At first this may seem a bit cheeky. No cartoon, no connection. Just a slightly passive aggressive way of saying, "thanks, now bugger off", as if it's your fault the server is down and not because it was recycled into a toaster about a decade ago. But I'd wager that anyone who has ever completed a game like Snake would go right back to the beginning and start again, ignoring the game's admission that they're "free to go" because, by this point, Snake has reprogrammed their neurons to feed upon the bites of success, just as the snake feeds on the dots until it runs into its newly elongated body, which is a long-winded way of saying that this game is the perfect metaphor for the Ouroboros—the snake that eats itself.

The cyclicality of supposed gaming addiction, the just-one-more syndrome, isn't an isolated phenomenon—just ask anyone who plays foosball or enjoys chicken nuggets—and it is that topic of voracious consumption that Metal Gear Solid tackles.

MGS is an odd choice because only one game in the series actually contains literal food (excluding the rations).

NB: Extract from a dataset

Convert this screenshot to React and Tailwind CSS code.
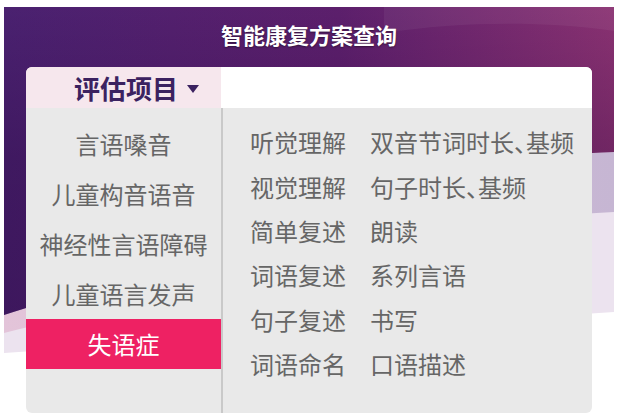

Having said that, consider the hunting sections in Metal Gear Solid 3: Snake Eater where, yes, Snake in MGS eats snakes, which is joyously coherent. Following from this—bear with—Naked Snake aka Big Boss, the original Snake, is cloned—causing the creation of three further Snakes who will attempt, at some point in the future, to replace their father. It's the simple concept of restarting the Nokia Snake game again and again, with different but the identical snakes.

There's a decent argument that Metal Gear Solid 2 was made by Kojima as a fuck-you to the consumerist culture that forced him to keep serving up the same dish again and again: instead of Snake, you have to play as Raiden, who is a bit of a dick and in no way as fulfilling. MGS2 is about as close to games have ever gotten (yet) to works such as Nabokov's Pale Fire, containing an ample amount of Fourth Wall Breakage and metafictional pondering.

How, the game asks, can you keep experiencing the same thing over and over and still be full?